A New Voice in Fiction With a Mean Left Hook

HEADSHOT, by Rita Bullwinkel

It takes focus and discipline and a certain single-mindedness to become a good prize fighter. It takes those same qualities to write a book as fresh and strong and sinuous as “Headshot,” Rita Bullwinkel’s first novel, which is set in the world of young women’s boxing. To put this another way: Make room, American fiction, for a meaningful new voice.

The young women in “Headshot” have driven a long way, many of them, to Reno for a national 18-and-under championship. Some have slept in their cars. The novel follows eight of these boxers, fight by fight from the semifinals on, in chapters divided into short sections. The event is at Bob’s Boxing Palace, a grandiose name for a cheerless warehouse. Its ring looks secondhand, as if it were bartered for on Craigslist, the author writes.

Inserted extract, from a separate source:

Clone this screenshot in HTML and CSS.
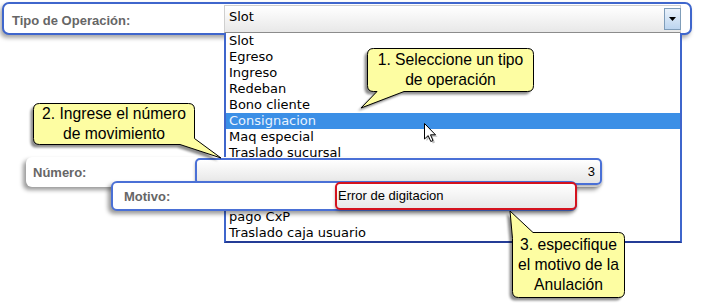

To remark that Bullwinkel is observant about Reno and its casinos would be an understatement. “The people are like moths being lured to their own deaths, but instead of death all that awaits them are large, plastic, alcoholic slurpees,” she writes, an oddly incisive description of the American experience writ large. She is just as shrewd about the second-rate referees, one of whom resembles “a hated magistrate trying to give a speech to the masses during a time of war.” Whatever she turns her attention to glows under her scrutiny.

A tournament bracket turned on its side, Bullwinkel notices, resembles a family tree, though almost none of these boxers are related. Some are still girls, really. But without straining, the author locates commonalities. Few are from stable families. They are flowers that bloomed in muddy vases. Several were the kind of children “who were made to believe by other children that they may not deserve to be alive.” They have something to prove, even if only here in “the abyss of boxing.”

These women revel in their toned bodies, radiant with heat. A black eye is likened to war paint. A vein slithers like a baby snake under the skin. A left hook to the side makes sweat pop “like a shower of diamonds.” This is kinetic writing, but it would mean little without this novel’s undertow of human feeling and the rapt attention it pays to life’s bottom dogs, young women who are short on sophistication but long on motivation.

The tournament bracket provides this novel’s scaffolding, each chapter a bout. We witness the boxers’ different styles and their variegated interior monologues. One mutters and grunts through her fights, the way Erroll Garner did under his piano riffs. Others walk in with all guns blazing.